Expert panel on stents rules against differential pricing
NEW DELHI: THE MAXIMUM RETAIL PRICE OF BARE METAL STENTS AND DRUG ELUTING STENTS FELL FROM ₹45,000 AND ₹1.21 LAKH, TO ₹7,623 AND ₹31,080, RESPECTIVELY, AFTER THE RECOMMENDATION BY THE NPPA
Global stent makers’ attempt to skirt price caps in India by introducing advanced stents in a new category has failed, with a government committee deciding against creating such a category.
A year ago, the government capped the price of stents—a mesh tube placed in arteries to improve blood flow—by up to 85%. Since then, many global stent makers withdrew their high-end devices from India, and have been pressing to create a new category of stents with advanced features.
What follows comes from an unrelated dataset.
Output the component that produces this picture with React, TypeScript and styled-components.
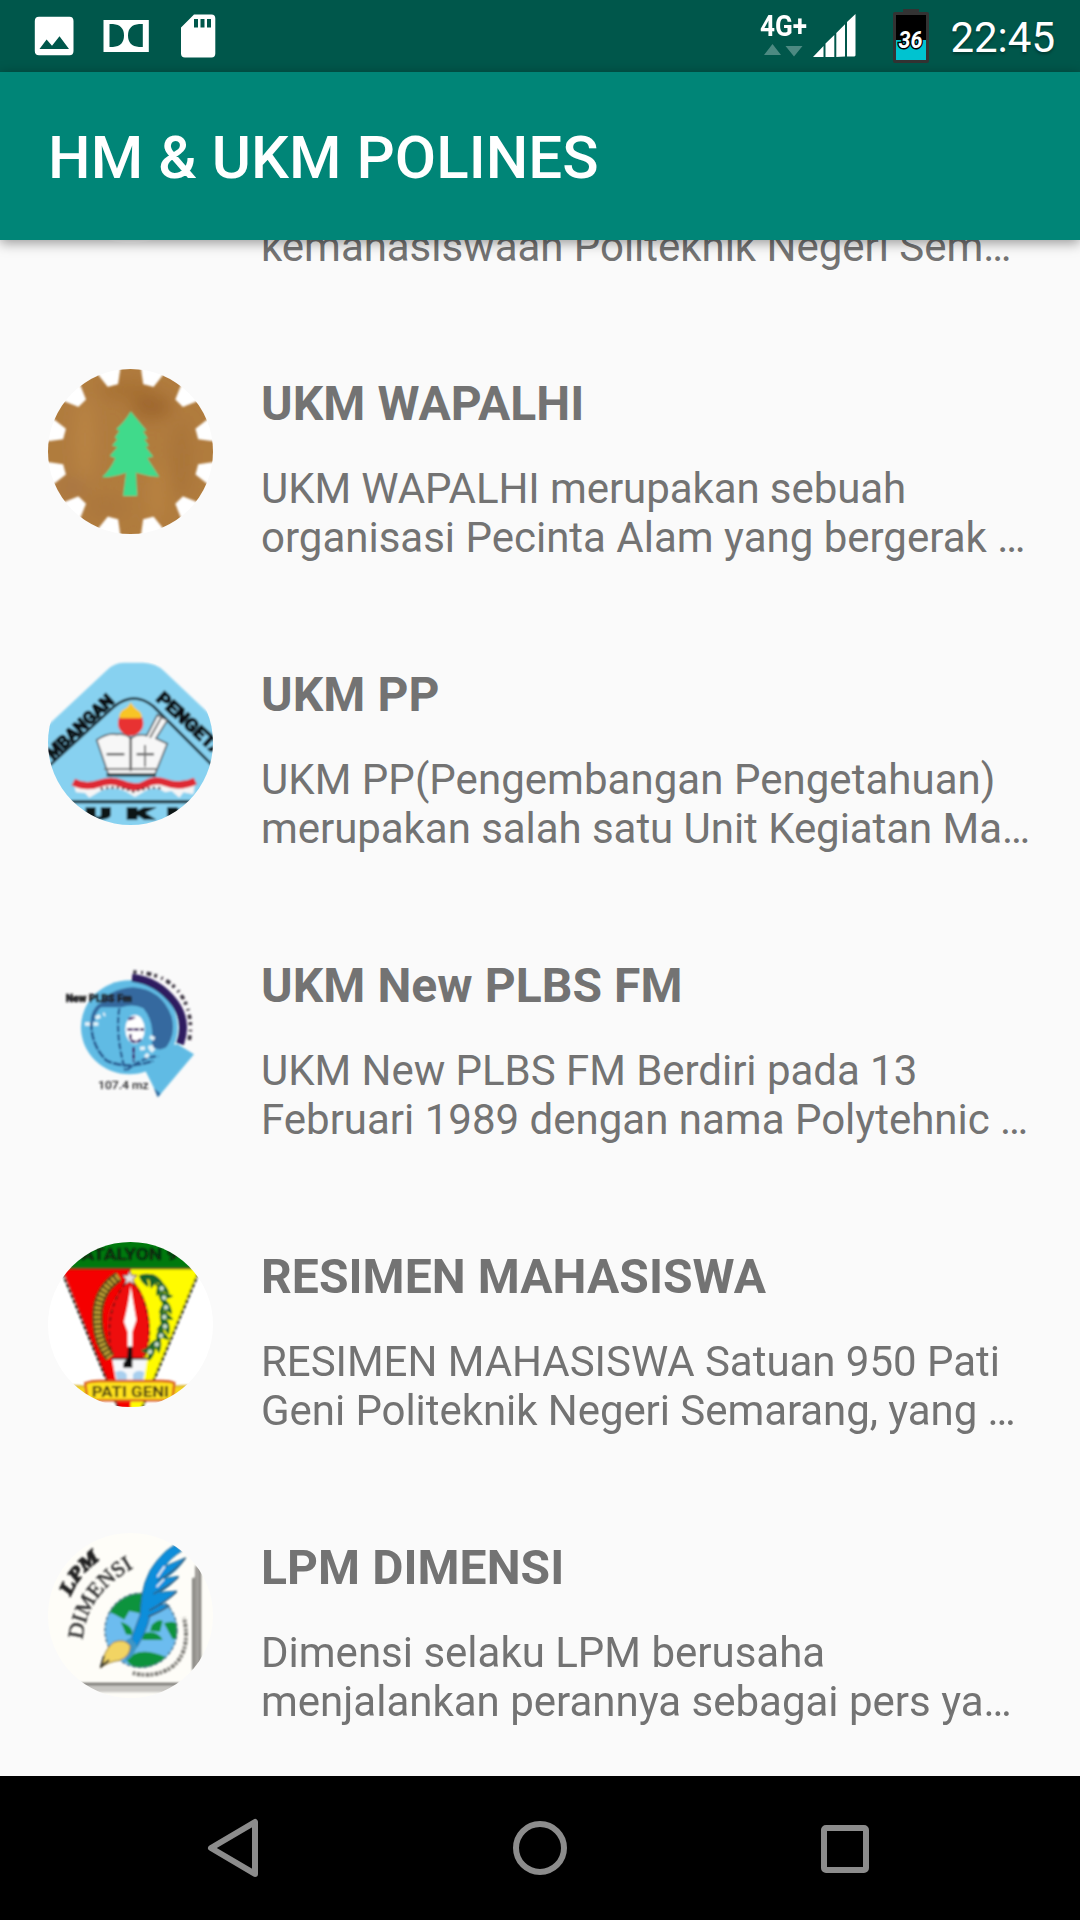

An eight-member government sub-committee of experts that met on January 25 and considered stent makers’ arguments said there were “no grounds” to create a new category. The firms did not “present adequate clinical evidence of superiority in terms of safety and benefit of their stents over currently available DES (drug eluting stents),” it said in a report. Mint has reviewed the report.
“The sub-committee noted that though the companies have claimed that their newer generation stents have incremental innovations in technology in terms of design, polymer coating and drug, they could not produce enough data for superiority in terms of safety and efficacy. The superiority in terms of safety and benefits of a newer stent of a company over the other currently available DES has not yet estab- lished through adequate clinical data. Hence, for the purpose of NLEM, (National List of Essential Medicines) the subcommittee reiterated its earlier categorization of coronary stents as bare metal stents (BMS) and DES,” the report said.
Following last year’s price cap recommended by India’s drug pricing watchdog National Pharmaceuticals Pricing Authority (NPPA), maximum retail price of bare metal stents and drug eluting stents fell from ₹45,000 and ₹1.21 lakh, to ₹7,623 and ₹31,080, respectively.
The sub-committee took up the matter after the NPPA apprised the health ministry of representations it received from firms to include ‘new generation’ of stents with added features as a category within the DES category.
Among stent makers and importers who made representations before the committee on 25 January are Boston Scientific India Pvt. Ltd, Abbott Healthcare Pvt. Ltd, India Medtronic Pvt. Ltd, Meril Life Sciences Pvt. Ltd.